11.11 Counterparts; Electronic Signatures. This Agreement may be executed in one or more counterparts, each of which will be deemed an original and all of which will be taken together and deemed to be one instrument. A manually or electronically signed copy of this Agreement, any Order Form or any Statement of Work delivered by facsimile, e-mail or other means of electronic transmission shall be deemed to have the same legal effect as delivery of an original signed copy of the Agreement, the Order Form or Statement of Work.
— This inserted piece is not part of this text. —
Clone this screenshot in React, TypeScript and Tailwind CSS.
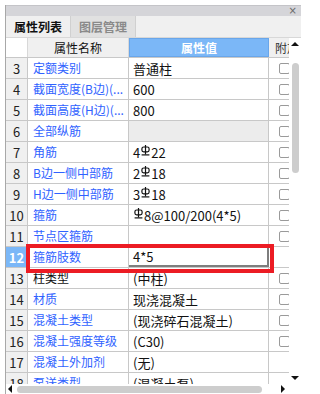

11.12 Construction. The titles of the sections of this Agreement are for convenience of reference only and are not to be considered in construing this Agreement. Unless the context of this Agreement clearly requires otherwise: (i) references to the plural include the singular, the singular the plural, and the part the whole, (ii) “or” has the inclusive meaning frequently identified with the phrase “and/or,” (iii) “including” has the inclusive meaning frequently identified with the phrase “including but not limited to” or “including without limitation,” and (iv) references to “hereunder,” “herein” or “hereof” relate to this Agreement as a whole. Any reference in this Agreement to any statute, rule, regulation or agreement, including this Agreement, shall be deemed to include such statute, rule, regulation or agreement as it may be modified, varied, amended or supplemented from time to time. The parties agree that this Agreement shall be fairly interpreted in accordance with its terms without any strict construction in favor of or against either party and that ambiguities shall not be interpreted against the drafting party.